尻ポケットから定期入れを出しセピア色の写真を取り出す。


「コレを貴方に」


その時…


「ママ!」

「何?」

「はやぶさ69号の車輪が外れちゃったょ!」

「まぁ大変!」


今にも泣き出しそうなゼイン。思わず手が出るテオド。


「貸して」


カチッと音がして車輪がハマる。クルクル回転スル。


「ほら、もう治ったょ。東北新幹線、出発進行だ!」


ゼインは、先ずテオドを見つめ、ゆっくりとメリサに視線を移す。次第に微笑を浮かべ、やがて、再び無心に遊びだす。


☆ ☆ ☆ ☆ ☆


万世橋警察署(アキバP.D.)の前。


「ありがと、テリィたん。ヲタッキーズ抜きでは、この事件は解決出来なかったわ。じゃ新作がんばってね。テリィたんなら、きっと上手く行くハズょ」

「ありがと、ラギィ」

「もう私のデスクに忘れ物ナンかしないでね。"浜省サングラス"とか」


僕達は向き合う。僕から手を差し出して握手。


「元気でね。ソレから…」


お互いのスマホが同時に鳴るw


「エージェントのポウラだ」

「私も。秋葉原D.A.(特別区)の大統領官邸からだわ」

「お互いに今、出た方が良さそうだな」


それぞれスマホを耳に当てる。


「ポウラか?」

「はい、アキバP.D.ラギィ警部」

「え。ホントに?"宇宙女刑事ギャバ子"、初日からバカ売れだって。書評も大絶賛」


小さくガッツポーズをキメるラギィ。萌えw


「"ギャバ子"をあと3冊?おいおい、待ってくれ。ギャラはいくらだって?」

「はい、次回の大統領選が厳しいコトは承知しています…はい、その為なら何でも協力するつもりですが」

「いや、例のスペオペの話は置いといて、その額なら"ギャバ子"を12冊でも描くさ!」


振り向くラギィ。マズい。般若になってるw


「何ですって?あの野郎!」

「だから、ポウラ。彼女とはリサーチは1作だけという約束だったんだ。最初に話したろ?」

「映画化のシナリオも彼が描く?一生かかります!」

「え。大統領にはもう話した?」

「殺してやる!」


慌ててスマホを抑えるラギィ。


「違います!大統領に言ったワケでは…いいえ。いや、はい。大統領の支持率のために協力します。何でもします!」

「えっとポウラ。かけ直す…」


文字通り鬼気迫るラギィ。ジリジリと僕に滲み寄るw


「待て!この話、僕は何も関わってナイから!」

「あのね!…あら、また電話だわ。何よっ!取り込み中っ!」

「ラギィ、落ち着け。話せばワカル」


ところが、無言でスマホを切り、踵を返すラギィ。


「ど、どーした?どこへたどり着くのか?自分でわかってるのか?」←

「エアリから。殺人だって。"blood type BLUE"。スーパーヒロイン殺しだけど…来るの?来ないの?」


彼女はモデル立ちして僕を待つw

僕は彼女に向かって全力疾走さ!


「どうせコレもテリィたんが仕組んだんでしょ」

「神田明神も照覧あれ!絶対に違うぜ」

「まるで説得力がナイわ」


だろうなw



おしまい

今回は、海外ドラマによく登場する"新生児取り違え"をテーマに、予知夢のスーパーヒロイン、その暴力夫、難病の子供、ハイソなドクターと女優顔の妻、元気な子供、主人公のヤリ手エージェント、スクールキャバのナンバー、同僚の女刑事、殺人犯を追う超天才や相棒のハッカー、ヲタッキーズに敏腕警部などが登場しました。

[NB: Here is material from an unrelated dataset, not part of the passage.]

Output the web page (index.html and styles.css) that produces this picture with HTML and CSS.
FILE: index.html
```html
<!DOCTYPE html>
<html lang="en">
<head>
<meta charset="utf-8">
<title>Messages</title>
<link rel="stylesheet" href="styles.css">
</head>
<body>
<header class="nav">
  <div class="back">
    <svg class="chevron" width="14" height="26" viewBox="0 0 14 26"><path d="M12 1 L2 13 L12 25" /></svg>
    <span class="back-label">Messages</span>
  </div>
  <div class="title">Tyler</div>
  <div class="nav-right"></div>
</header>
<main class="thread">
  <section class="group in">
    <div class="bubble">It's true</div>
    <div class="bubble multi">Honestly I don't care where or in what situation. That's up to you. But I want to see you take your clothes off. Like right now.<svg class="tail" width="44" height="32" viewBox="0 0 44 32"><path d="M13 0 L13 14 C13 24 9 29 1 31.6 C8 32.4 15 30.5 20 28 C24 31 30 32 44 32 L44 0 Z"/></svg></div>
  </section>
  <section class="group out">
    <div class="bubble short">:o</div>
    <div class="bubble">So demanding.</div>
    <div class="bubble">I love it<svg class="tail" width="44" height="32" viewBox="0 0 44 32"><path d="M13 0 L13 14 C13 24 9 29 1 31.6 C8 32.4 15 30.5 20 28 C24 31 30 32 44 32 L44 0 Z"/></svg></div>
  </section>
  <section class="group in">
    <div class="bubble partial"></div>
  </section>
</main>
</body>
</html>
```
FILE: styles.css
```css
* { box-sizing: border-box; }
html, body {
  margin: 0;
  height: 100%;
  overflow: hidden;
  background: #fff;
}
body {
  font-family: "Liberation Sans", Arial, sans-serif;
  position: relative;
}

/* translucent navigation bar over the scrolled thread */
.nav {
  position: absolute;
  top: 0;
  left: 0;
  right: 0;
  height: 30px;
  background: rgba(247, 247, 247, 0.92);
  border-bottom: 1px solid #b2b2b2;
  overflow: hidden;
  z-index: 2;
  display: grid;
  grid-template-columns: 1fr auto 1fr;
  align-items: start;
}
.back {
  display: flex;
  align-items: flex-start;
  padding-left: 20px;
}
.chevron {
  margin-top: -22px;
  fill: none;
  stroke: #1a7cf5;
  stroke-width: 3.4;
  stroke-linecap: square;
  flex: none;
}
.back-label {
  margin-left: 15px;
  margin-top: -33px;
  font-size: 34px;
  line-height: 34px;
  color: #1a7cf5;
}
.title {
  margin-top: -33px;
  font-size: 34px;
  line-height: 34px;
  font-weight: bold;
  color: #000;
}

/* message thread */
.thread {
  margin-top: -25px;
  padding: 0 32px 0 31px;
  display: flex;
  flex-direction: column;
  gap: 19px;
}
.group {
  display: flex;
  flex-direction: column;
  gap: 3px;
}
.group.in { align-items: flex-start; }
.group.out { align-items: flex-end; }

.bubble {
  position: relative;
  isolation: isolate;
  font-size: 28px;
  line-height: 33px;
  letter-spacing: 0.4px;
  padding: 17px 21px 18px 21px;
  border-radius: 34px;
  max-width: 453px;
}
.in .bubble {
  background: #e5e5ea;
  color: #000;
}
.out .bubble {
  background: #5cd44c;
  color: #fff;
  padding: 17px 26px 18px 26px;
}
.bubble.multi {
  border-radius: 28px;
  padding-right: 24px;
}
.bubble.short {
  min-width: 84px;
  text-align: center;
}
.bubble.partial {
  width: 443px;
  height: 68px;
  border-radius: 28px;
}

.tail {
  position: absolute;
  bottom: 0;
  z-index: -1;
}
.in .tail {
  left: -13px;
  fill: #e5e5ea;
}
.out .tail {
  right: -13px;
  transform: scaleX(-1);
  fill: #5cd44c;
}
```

さらに、主人公に超有名スペースオペラの続編のオファが来て、女が武器のやり手エージェントとの駆け引きなどもサイドストーリー的に描いてみました。


海外ドラマでよく舞台となるニューヨークの街並みを、浅草や渋谷と同じ感覚でインバウンドが埋め尽くす秋葉原に当てはめて展開してみました。


秋葉原を訪れる全ての人類が幸せになりますように。